The question is that once they have placed the blame at Tehran’s door, what's next? Here, the crux of Biden’s dilemma becomes plain. Even Israeli military experts admit there exists no realistic Plan ‘B’ to halt Iran’s enrichment program. One leading Israeli Military Commentator recently noted that: “Israel cannot destroy Iran’s nuclear know-how. In a ‘best-case scenario’ military Israeli action [on Iran’s dispersed and buried nuclear facilities] might delay the program by two years - maximum”. But that would not end it, it would just delay it. “So”, Alon Ben David concluded: “I believe that we’ll see the continuation of low-intensity conflict - albeit without turning into a direct one - unless [that is], Israel decides to launch an attack on Iran’s nuclear facilities”.
Note that Ben David does not dwell on Iran’s promised retribution, were its nuclear facilities to be attacked.
Bottom Line: Should the Vienna talks fail, either "Israel" has to come to live with Iran as a ‘threshold nuclear power’, (which does not at all predicate it being a nuclear weapons threshold power). Or, it must prepare itself for a multi-front regional war.

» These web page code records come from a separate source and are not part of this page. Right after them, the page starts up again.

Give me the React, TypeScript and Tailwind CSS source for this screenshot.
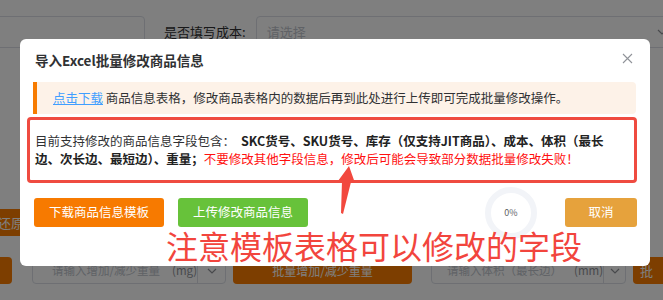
import React from 'react';

const Chevron = () => (
  <svg width="10" height="6" viewBox="0 0 10 6" fill="none">
    <path d="M1 1l4 4 4-4" stroke="#909399" strokeWidth="1.2" />
  </svg>
);

const App: React.FC = () => {
  return (
    <div className="relative h-[300px] w-[663px] overflow-hidden whitespace-nowrap bg-white font-['Noto_Sans_CJK_SC',sans-serif] text-[13px] text-[#606266]">
      {/* --- Page underneath the modal --- */}
      <div className="pt-[16px]">
        <div className="flex items-center">
          <div className="ml-[-10px] h-[32px] w-[155px] shrink-0 rounded border border-[#dcdfe6]" />
          <div className="ml-[19px] shrink-0 text-[#303133]">是否填写成本:</div>
          <div className="ml-[10px] flex h-[32px] w-[420px] shrink-0 items-center justify-between rounded border border-[#dcdfe6] pl-[10px]">
            <span className="text-[#c0c4cc]">请选择</span>
            <span className="mr-[8px]"><Chevron /></span>
          </div>
        </div>

        <div className="mt-[161px] flex">
          <div className="ml-[-30px] flex h-[27px] w-[82px] shrink-0 items-center justify-center rounded bg-[#fa7c00] text-white">还原</div>
        </div>

        <div className="mt-[21px] flex h-[27px] items-stretch text-[11.5px]">
          <div className="ml-[-40px] w-[52px] shrink-0 rounded bg-[#fa7c00]" />
          <div className="ml-[20px] flex w-[194px] shrink-0 items-center rounded border border-[#dcdfe6]">
            <span className="ml-[19px] text-[#c0c4cc]">请输入增加/减少重量</span>
            <span className="ml-[12px] text-[#909399]">(mg)</span>
            <span className="ml-auto flex h-full w-[29px] items-center justify-center border-l border-[#dcdfe6]"><Chevron /></span>
          </div>
          <div className="ml-[7px] flex w-[179px] shrink-0 items-center justify-center rounded bg-[#fa7c00] text-[12px] text-white">批量增加/减少重量</div>
          <div className="ml-[19px] flex w-[195px] shrink-0 items-center rounded border border-[#dcdfe6]">
            <span className="ml-[15px] text-[#c0c4cc]">请输入体积（最长边）</span>
            <span className="ml-[12px] text-[#909399]">(mm)</span>
            <span className="ml-auto flex h-full w-[29px] items-center justify-center border-l border-[#dcdfe6]"><Chevron /></span>
          </div>
          <div className="ml-[7px] flex w-[60px] shrink-0 items-center rounded bg-[#fa7c00] pl-[7px] text-[13px] text-white">批</div>
        </div>
      </div>

      {/* --- Mask --- */}
      <div className="absolute inset-0 bg-black/50" />

      {/* --- Dialog --- */}
      <div className="absolute left-[20px] top-[39px] h-[227px] w-[630px] whitespace-normal rounded-[6px] bg-white">
        <div className="flex items-center justify-between pl-[15px] pr-[17px] pt-[11px]">
          <span className="text-[13.5px] font-bold leading-[20px] text-[#303133]">导入Excel批量修改商品信息</span>
          <svg width="11" height="11" viewBox="0 0 11 11" className="mt-[-4px]">
            <path d="M1 1l9 9M10 1l-9 9" stroke="#909399" strokeWidth="1.1" />
          </svg>
        </div>

        <div className="ml-[13px] mr-[14px] mt-[12px] flex h-[32px] items-center rounded-r-[4px] border-l-4 border-[#f77b00] bg-[#fdf2e8] pl-[16px] text-[12.5px] text-[#303133]">
          <span className="text-[#409eff] underline">点击下载</span>
          <span>&nbsp;商品信息表格，修改商品表格内的数据后再到此处进行上传即可完成批量修改操作。</span>
        </div>

        <div className="ml-[7px] mt-[3px] h-[66px] w-[610px] rounded-[4px] border-[3px] border-[#ef4b40] pl-[5px] pr-[22px] pt-[12px] text-[12.5px] leading-[18px] text-[#303133]">
          目前支持修改的商品信息字段包含：
          <b className="ml-[6px] text-[#222]">SKC货号、SKU货号、库存（仅支持JIT商品）、成本、体积（最长边、次长边、最短边）、重量；</b>
          <span className="text-[#ff1010]">不要修改其他字段信息，修改后可能会导致部分数据批量修改失败！</span>
        </div>

        <div className="mt-[15px] flex h-[29px] items-center pl-[14px]">
          <button className="h-[29px] w-[130px] rounded-[3px] bg-[#f77a00] text-[12.5px] text-white">下载商品信息模板</button>
          <button className="ml-[14px] h-[29px] w-[130px] rounded-[3px] bg-[#67c23a] text-[12.5px] text-white">上传修改商品信息</button>
          <div className="relative ml-[177px] flex h-[52px] w-[52px] items-center justify-center">
            <svg width="52" height="52" viewBox="0 0 52 52" className="absolute inset-0">
              <circle cx="26" cy="26" r="23" fill="none" stroke="#f2f4f8" strokeWidth="6" />
            </svg>
            <span className="relative text-[9px] text-[#606266]">0%</span>
          </div>
          <button className="ml-[28px] h-[29px] w-[72px] rounded-[3px] bg-[#e6a23c] text-[12.5px] text-white">取消</button>
        </div>
      </div>

      {/* --- Annotation --- */}
      <svg className="pointer-events-none absolute inset-0" width="663" height="300">
        <polygon points="349,166 355,183 351,182 343,214 341,213 342,181 338,181" fill="#f2483e" />
      </svg>
      <div className="absolute left-[166px] top-[229px] text-[32px] leading-[32px] text-[#f2453d]">注意模板表格可以修改的字段</div>
    </div>
  );
};

export default App;
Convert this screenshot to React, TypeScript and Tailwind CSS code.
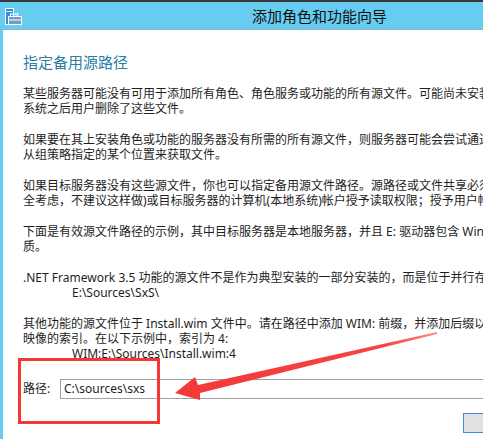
import React from "react";

const font = {
  fontFamily: '"Noto Sans", "Noto Sans CJK SC", sans-serif',
};

function Line({ children, indent = false }: { children: React.ReactNode; indent?: boolean }) {
  return (
    <div className={"whitespace-nowrap h-[15px] leading-[15px] " + (indent ? "pl-[49px]" : "")}>
      {children}
    </div>
  );
}

function WizardIcon() {
  return (
    <svg width="17" height="17" viewBox="0 0 17 17">
      <rect x="0.5" y="0.5" width="8" height="16" fill="#2f8fdc" stroke="#ffffff" strokeWidth="1" />
      <rect x="1.5" y="3" width="6" height="1" fill="#ffffff" />
      <rect x="5.5" y="6" width="7" height="3" fill="none" stroke="#ffffff" strokeWidth="1.2" />
      <rect x="3.5" y="8.5" width="13" height="8" fill="#6f9dc4" stroke="#ffffff" strokeWidth="1" />
      <rect x="4" y="11.5" width="12" height="1" fill="#ffffff" />
    </svg>
  );
}

export default function App() {
  return (
    <div
      className="relative w-[483px] h-[439px] overflow-hidden bg-[#66ccf0] flex flex-col text-[#1e1e1e]"
      style={font}
    >
      <div className="h-[2px] bg-[#3a3a3a] shrink-0" />
      <div className="h-[28px] shrink-0 flex items-center border-b border-[#8db3c6]">
        <div className="pl-[5px] pt-[1px]">
          <WizardIcon />
        </div>
        <div className="pl-[230px] text-[15px] text-[#111] leading-[20px] whitespace-nowrap">
          添加角色和功能向导
        </div>
      </div>
      <div className="flex-1 ml-[3px] bg-white pl-[20px] pt-[22px] text-[12px] overflow-hidden">
        <div className="text-[15px] leading-[20px] text-[#2a7ea6] whitespace-nowrap">指定备用源路径</div>

        <div className="mt-[14px]">
          <Line>某些服务器可能没有可用于添加所有角色、角色服务或功能的所有源文件。可能尚未安装这些源文件，或者在安装操作</Line>
          <Line>系统之后用户删除了这些文件。</Line>
        </div>
        <div className="mt-[16px]">
          <Line>如果要在其上安装角色或功能的服务器没有所需的所有源文件，则服务器可能会尝试通过 Windows 更新或</Line>
          <Line>从组策略指定的某个位置来获取文件。</Line>
        </div>
        <div className="mt-[16px]">
          <Line>如果目标服务器没有这些源文件，你也可以指定备用源文件路径。源路径或文件共享必须为 Everyone 组(出于安</Line>
          <Line>全考虑，不建议这样做)或目标服务器的计算机(本地系统)帐户授予读取权限；授予用户帐户访问权限是不够的。</Line>
        </div>
        <div className="mt-[16px]">
          <Line>下面是有效源文件路径的示例，其中目标服务器是本地服务器，并且 E: 驱动器包含 Windows Server 安装介</Line>
          <Line>质。</Line>
        </div>
        <div className="mt-[16px]">
          <Line>.NET Framework 3.5 功能的源文件不是作为典型安装的一部分安装的，而是位于并行存储文件夹中：</Line>
          <Line indent>E:\Sources\SxS\</Line>
        </div>
        <div className="mt-[16px]">
          <Line>其他功能的源文件位于 Install.wim 文件中。请在路径中添加 WIM: 前缀，并添加后缀以指定要从中获取源文件的</Line>
          <Line>映像的索引。在以下示例中，索引为 4:</Line>
          <Line indent>WIM:E:\Sources\Install.wim:4</Line>
        </div>

        <div className="mt-[18px] flex items-center">
          <div className="w-[37px] shrink-0 whitespace-nowrap">路径:</div>
          <div className="w-[440px] shrink-0 h-[20px] border border-[#a0a0a0] flex items-center pl-[3px] whitespace-nowrap">
            C:\sources\sxs
          </div>
        </div>

        <div className="mt-[14px] pl-[440px] flex">
          <div className="w-[75px] h-[20px] shrink-0 bg-[#e1e1e1] border border-[#3c8ce0]" />
        </div>
      </div>

      <div className="absolute left-[18px] top-[358px] w-[142px] h-[66px] border-[3px] border-[#f43838]" />

      <svg className="absolute left-0 top-0" width="483" height="439" viewBox="0 0 483 439">
        <defs>
          <linearGradient id="ar" x1="175" y1="393" x2="437" y2="333" gradientUnits="userSpaceOnUse">
            <stop offset="0" stopColor="#f43838" />
            <stop offset="0.8" stopColor="#f54444" />
            <stop offset="1" stopColor="#ff8a8a" />
          </linearGradient>
        </defs>
        <polygon
          points="175,393 195,377 198,385 437,332 437,334 200,393 200,400"
          fill="url(#ar)"
        />
      </svg>
    </div>
  );
}
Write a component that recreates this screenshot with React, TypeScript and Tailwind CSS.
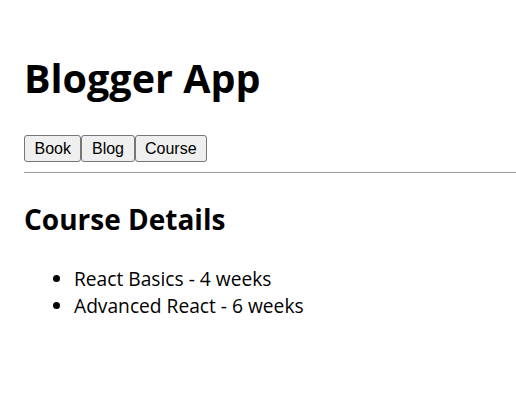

And that is what "Israel" says it is doing – though the Budget, including this defense provision - and even Bennett’s continuing in office - hangs on the latter successfully fending-off Netanyahu’s all-out attempt to block the Budget vote this week. In "Israel", the Budget vote is regarded as also standing as a ‘confidence vote’ for the government. Although even should the Budget pass, however, with $1.5 billion allocated ‘for conflict with Iran’, the Israeli Establishment says it will be two years before the IOF is positioned for any multi-front regional war.
Flummoxed by their JCPOA likely failure, Biden and Bennett have resorted to old recipés: sanctions and pressures. It is a discredited and failed strategy. Bennett implicitly admitted this in the Sunday Times interview, when he said that after 30 years of Israeli and US-led Cold War, Iran continues to enrich.
US diplomacy is clearly losing traction everywhere, resulting in more and more of America’s traditional allies hedging their relations through broader alliances. And the more the latter look eastward, the more they all engage more deeply with China. Iran very much has that option, as it joins the SCO, and meshes into the Eurasian Economic Community.
The Biden quest to racking up these hollow sanctions and fly-past ‘achievements’ for "Israel", ignores the key lacuna within these tactics: The unpredictability of Israeli intentions – which leads to the question of whether Biden’s policy is making it more, or less likely that America would have to fight a major war in the near future. The US is pursuing ephemeral success, whilst ignoring the strategic risk of a much bigger disaster.
The Israeli military analyst, Alon Ben David, laid it out on the table: The status quo tit-for-tat continues, “unless Israel decides to launch an attack on Iran’s nuclear facilities”.
Why, we must ask, did Biden's Team deploy the B1-B heavy bomber for its ‘demonstration of power’? They must be aware that "Israel" has been begging to buy, or lease, these B1-B bombers since the Obama era. It's been ‘on the table’ since then, the former Israeli Ambassador in Washington, Michael Oren, has noted. No doubt, it still is.
Is Biden leaning towards the gesture of selling a few to "Israel"? "Israel" could then try to destroy Natanz on its own.
Is Biden walking into an Israeli trap, believing that "Israel" would always ask before using? The unpredictability of others’ intentions can never be discounted or hedged against.